Lobbying group for the cigarette industry

The International Tobacco Information Center, known as INFOTAB, was an international lobbying organisation for the cigarette industry, based in Brussels.

==History==
INFOTAB developed through four main stages. The initial program to set up a joint lobby by the competing cigarette manufacturers was known by the code-name Operation Berkshire, and was established in 1977.

The first organisation with staff was established by Mary Covington on loan from Philip Morris, and was named the International Committee on Smoking Issues (ICOSI). Its main operating subcommittee was the Social Acceptability Working Party (SAWP) which sought ways to make smoking more acceptable to non-smokers. The Director was Julian Doyle, a former MP in the Australian parliament.

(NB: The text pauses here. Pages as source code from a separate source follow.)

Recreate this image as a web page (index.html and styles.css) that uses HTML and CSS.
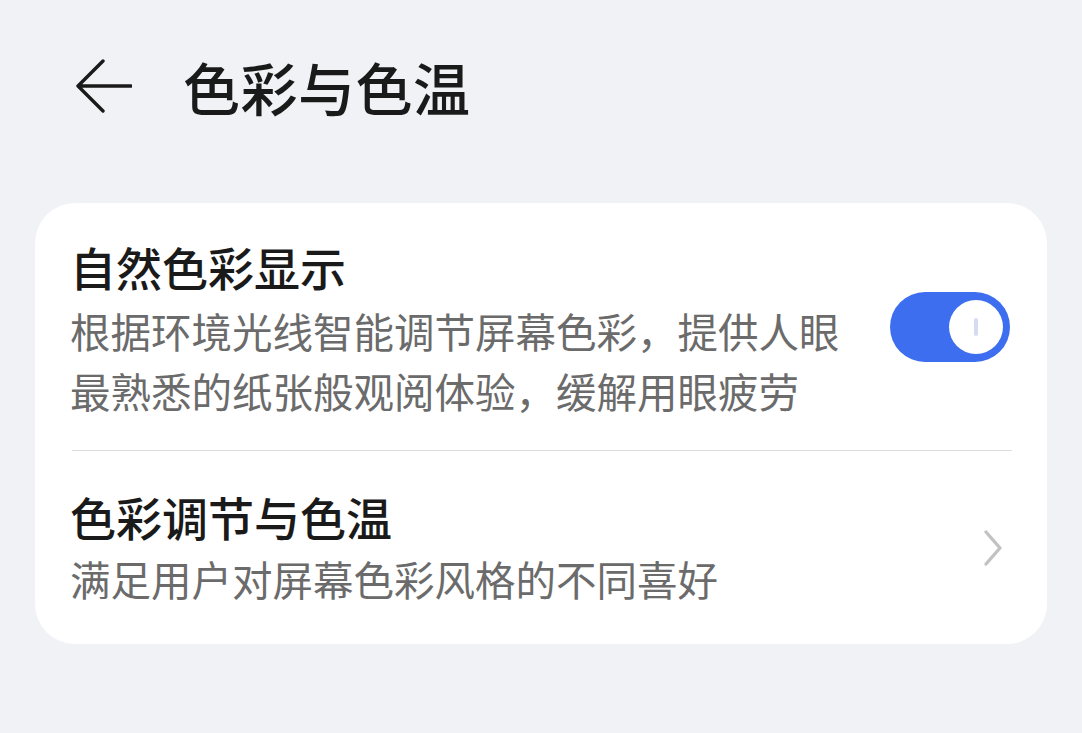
FILE: index.html
```html
<!DOCTYPE html>
<html>
<head>
    <title>色彩与色温</title>
    <link rel="stylesheet" href="styles.css">
</head>
<body>
    <div class="page">

        <div class="header">
            <svg class="back" width="56" height="54" viewBox="0 0 56 54">
                <path d="M27 2 L2 27 L27 52 M2 27 L55 27" fill="none" stroke="#1a1a1a" stroke-width="3.4" stroke-linecap="round" stroke-linejoin="round"/>
            </svg>
            <h1 class="title">色彩与色温</h1>
        </div>

        <div class="card">
            <div class="row row-first">
                <div class="rowText">
                    <div class="rowTitle">自然色彩显示</div>
                    <div class="rowSub">根据环境光线智能调节屏幕色彩，提供人眼<br>最熟悉的纸张般观阅体验，缓解用眼疲劳</div>
                </div>
                <div class="toggle">
                    <div class="knob"><span class="mark"></span></div>
                </div>
            </div>

            <div class="divider"></div>

            <div class="row row-last">
                <div class="rowText">
                    <div class="rowTitle">色彩调节与色温</div>
                    <div class="rowSub">满足用户对屏幕色彩风格的不同喜好</div>
                </div>
                <svg class="chevron" width="20" height="38" viewBox="0 0 20 38">
                    <path d="M3 3 L17 19 L3 35" fill="none" stroke="#c2c2c2" stroke-width="3.4" stroke-linecap="round" stroke-linejoin="round"/>
                </svg>
            </div>
        </div>

    </div>
</body>
</html>
```

FILE: styles.css
```css
body{
    margin: 0;
    background-color: #f1f2f6;
    font-family: "Noto Sans CJK SC", "Noto Sans", sans-serif;
    color: #1a1a1a;
}

.page{
    width: 1082px;
    height: 733px;
    padding: 0 35px;
    box-sizing: border-box;
}

.header{
    display: flex;
    align-items: center;
    height: 174px;
    padding-left: 41px;
    padding-bottom: 2px;
    box-sizing: border-box;
}

.back{
    margin-right: 51px;
}

.title{
    margin: 0;
    font-size: 57px;
    font-weight: 500;
    line-height: 60px;
    letter-spacing: 0.5px;
}

.card{
    margin-top: 29px;
    background-color: white;
    border-radius: 40px;
    padding: 0 35px 0 35px;
}

.row{
    display: flex;
    align-items: center;
    justify-content: space-between;
}

.row-first{
    padding-top: 33px;
    padding-bottom: 29px;
}

.row-last{
    padding-top: 35px;
    padding-bottom: 35px;
}

.rowTitle{
    font-size: 46px;
    font-weight: 500;
    line-height: 60px;
}

.rowSub{
    margin-top: 5px;
    font-size: 40.5px;
    line-height: 60px;
    color: #6b6b6b;
}

.row-last .rowSub{
    margin-top: 3px;
}

.divider{
    height: 1px;
    margin-left: 2px;
    background-color: #dcdcdc;
}

.toggle{
    width: 120px;
    height: 70px;
    border-radius: 35px;
    background-color: #3d6ef0;
    display: flex;
    align-items: center;
    justify-content: flex-end;
    padding-right: 7px;
    box-sizing: border-box;
    margin-top: -3px;
    margin-right: 2px;
}

.knob{
    width: 54px;
    height: 54px;
    border-radius: 50%;
    background-color: white;
    display: flex;
    align-items: center;
    justify-content: center;
}

.mark{
    width: 4px;
    height: 18px;
    border-radius: 2px;
    background-color: #d3dcf2;
}

.chevron{
    margin-right: 9px;
}
```
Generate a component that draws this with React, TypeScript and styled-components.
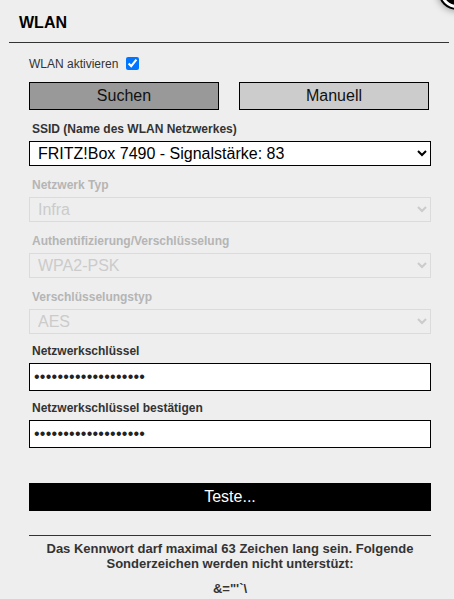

ICOSI was transformed into INFOTAB in 1984, when funding and staffing for the organisation was increased, and it was tasked to resist the growing political pressure on the tobacco industry from the European Community, the World Health Organization (WHO) and the International Labour Organization (ILO). The WHO in particular had a highly active anti-smoking program. The main director of INFOTAB was Bryan C. Simpson, an Australian newspaper executive.

In the November 1998, the Master Settlement Agreement was signed between the Clinton Administration, the US States Attorneys General and the tobacco industry. INFOTAB was supposed to be wound up as part of this agreement, but many of its functions were simply transferred to the Tobacco Documentation Center, which was by then a global organisation with database operations in various countries, based initially on the Brussels INFOTAB database division.